On Shame

The two main part of speech are nouns and verbs.  Nouns are people, places and things, and verbs are actions – things we do.  Shame is a word that can be both a noun and a verb.  It can be a thing or an action.

Have you ever felt ashamed? That feeling you get when you know you’ve done something wrong. That feeling that makes you want to crawl into yourself and disappear. It’s not necessarily a bad thing when it comes from within because it helps keep us in check. Hopefully, it keeps us from hurting others too much. Shame as a feeling is a noun. It has substance and purpose. It is a thing. As a noun it means embarrassment or discomfort.

Shame as a verb means to humiliate, to mortify. Recently, shaming has become a popular thing.

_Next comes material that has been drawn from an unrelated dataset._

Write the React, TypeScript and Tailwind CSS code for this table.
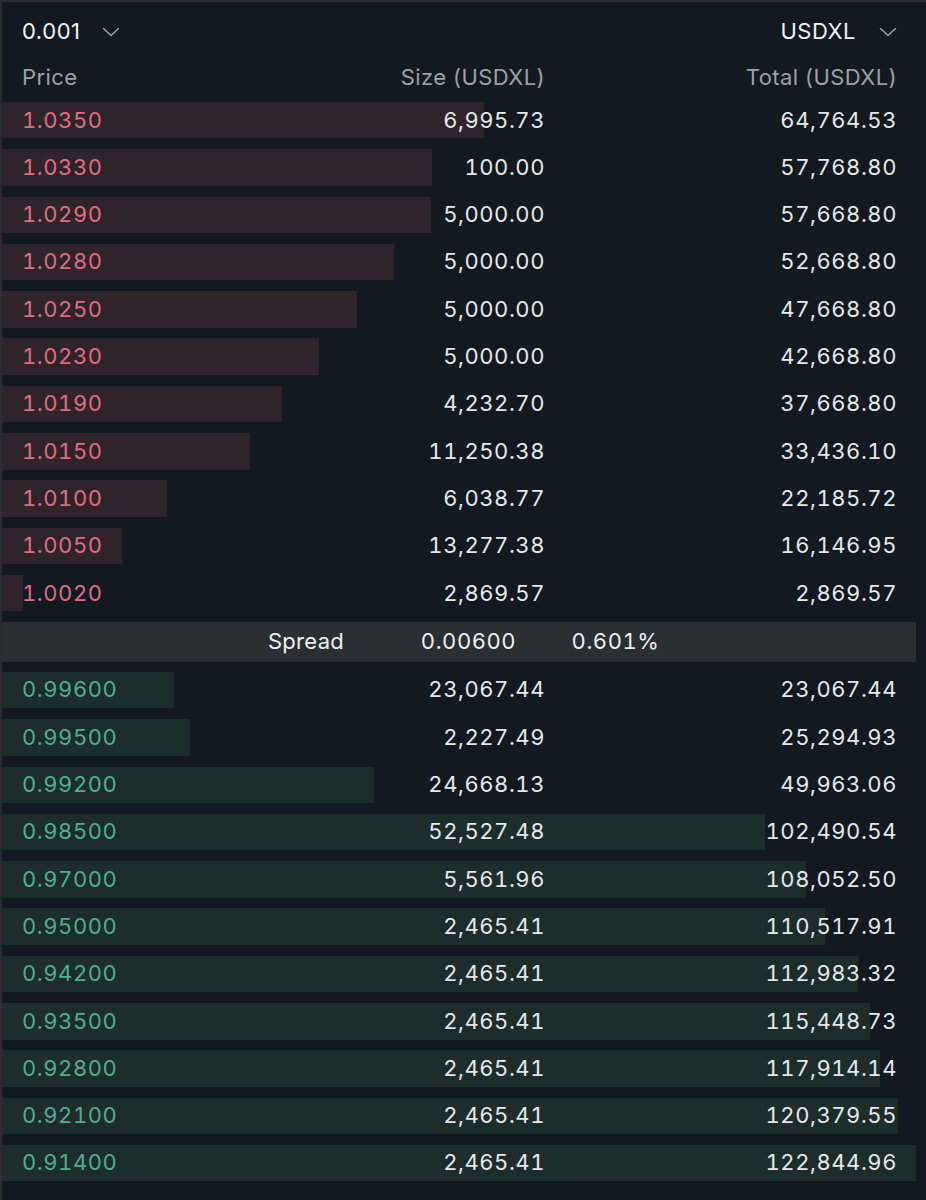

We fat shame, slut shame, and poor shame.  We humiliate and mortify each other. For what? To make ourselves morally superior? To show how “Christian” we are?

What got me thinking about shame are graphics like these:

They get shared on our Facebook pages and people don’t really think about how they might affect others. Think about it. Think about how it feels to open up your Facebook news feed and see this stuff if you are a person who, even though you try your best, can’t feed your family without food stamps.  You know, if your one of the more than half of people on food stamps who work.  How do you think it feels to the guy who searches everyday for a job or the man who worked in a factory for 20 years only to be replaced by a computer?  How does our shaming help those people? What does it do?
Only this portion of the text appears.